Despite months of pickets, lawsuits and 50,000 e-mails of protest engineered by the Rainforest Alliance, Ocean City authorities had reneged on a promise made 10 years earlier by a previous administration that "America's Greatest Family Resort" would never use hardwood harvested from environmentally fragile regions of the globe.

Ocean City Mayor Sal Perillo said that he could not ignore the potential long-term cost savings of installing ipe, which is sometimes called ironwood for its durability.

Advocates of using the wood - which has been employed by beach towns from Atlantic City to Miami to Long Beach, Calif. - cited a new certification process, crafted by the Brazilian government and the international Forest Stewardship Council, to identify companies that meet strict criteria for managing lumbering operations.

Environmentalists contend that the certification misses the point, however. While an operation may be "well-managed," say the critics, it is not required to have a sustainable plan to regrow the destroyed rain forests.

In the end, the preservationists got what they wanted. When a Baltimore supplier failed to deliver Ocean City's ipe on time, officials voted to dissolve the contract and purchase yellow pine. The decision was a practical one, city officials said, and had nothing to do with the environmentalists' complaints.

Despite the backlash to Ocean City's proprosal to use ipe, Wildwood Mayor Ernest Troiano Jr. announced last week that his town had contracted with a North Jersey supplier for the rain-forest wood to redeck the boardwalk between Schellenger and Oak Avenues.

Things had been moving at a good clip: Since the end of the summer season workers had installed new sewer and water lines and created a utility corridor beneath one of the most heavily trafficked sections of the 1.89-mile walkway, which snakes from North Wildwood and Wildwood to Wildwood Crest.

Troiano said the town tried to do the right thing: It had avoided rain-forest lumber and ordered 42,000 lineal feet of American black locust wood from New York.

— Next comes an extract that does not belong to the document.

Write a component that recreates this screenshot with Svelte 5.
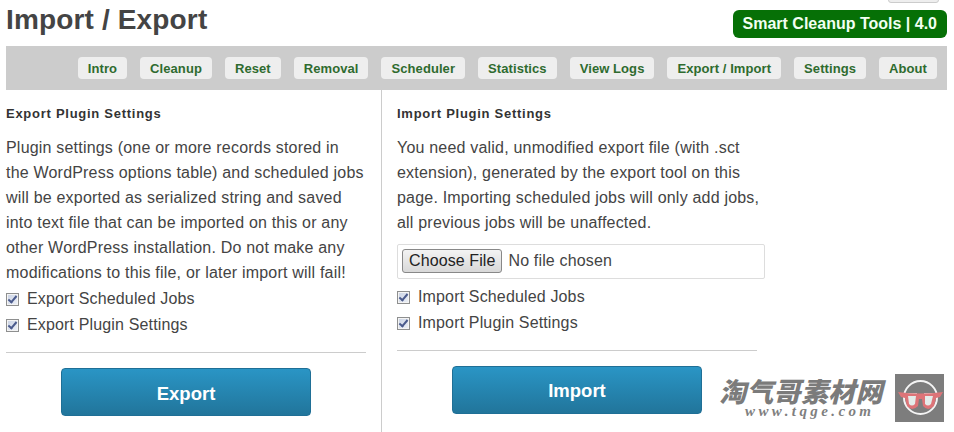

How matters went awry is in dispute. When Troiano saw the black locust two weeks ago, he considered it of poor quality. Eight of every 10 boards were chipped, split, knotty or contained bark, he said.

The supplier, Lifetime Locust Fence & Lumber of Broadalbin, N.Y., says the wood was the grade that Wildwood ordered. Non-premium black locust contains visual irregularities, but the same grade has been used with success elsewhere on the Jersey Shore, said Tom Downs, owner of Lifetime Locust Fence.

Downs said his company planned to sue the city for costs and labor and for smearing its reputation. There has been no word of plans by Wildwood to sue Lifetime.

All that businesses in Wildwood know is that work on the boardwalk has been halted.

"It was scary to see it all come to a stop because we need to see this work finished," said Noreen Klinger, whose family owns a boardwalk gift shop. Easter weekend, which this year is in mid-April, is when Shore business traditionally picks up.

"We need to be ready when that first tourist of the season sets foot on that boardwalk; otherwise, in this economy, we're sunk," Klinger said.

Wildwood needs to install particularly strong decking because its walk also supports heavy equipment, such as fire trucks and ambulances, Troiano said.

"We could never even consider using pine," he said.

Troiano said the town was unlikely ever to use recycled-plastic boards or to replace the walkway with concrete.

"Plastic has a tendency to retain extreme heat and could burn the feet of pedestrians. . . . If we used a lighter color to keep the heat down, then the walkway itself would look dirty from people walking on it," he said.

Besides, the concrete supports under the boardwalk could not be retrofitted to accommodate nonwood boards, which are "cut at a completely different width," he said.

"People are funny when it comes to the boardwalk," Troiano said. "They like tradition. They don't want a plastic boardwalk or a concrete boardwalk. They want a board walk."

Troiano said that efforts to acquire more black locust had been unsuccessful. He has apologized to the public and environmental groups for deciding to use ipe, which he says is the only material available on short notice that's strong enough for the job.

He vows that the city will use environmentally sound materials to redeck the rest of the boardwalk.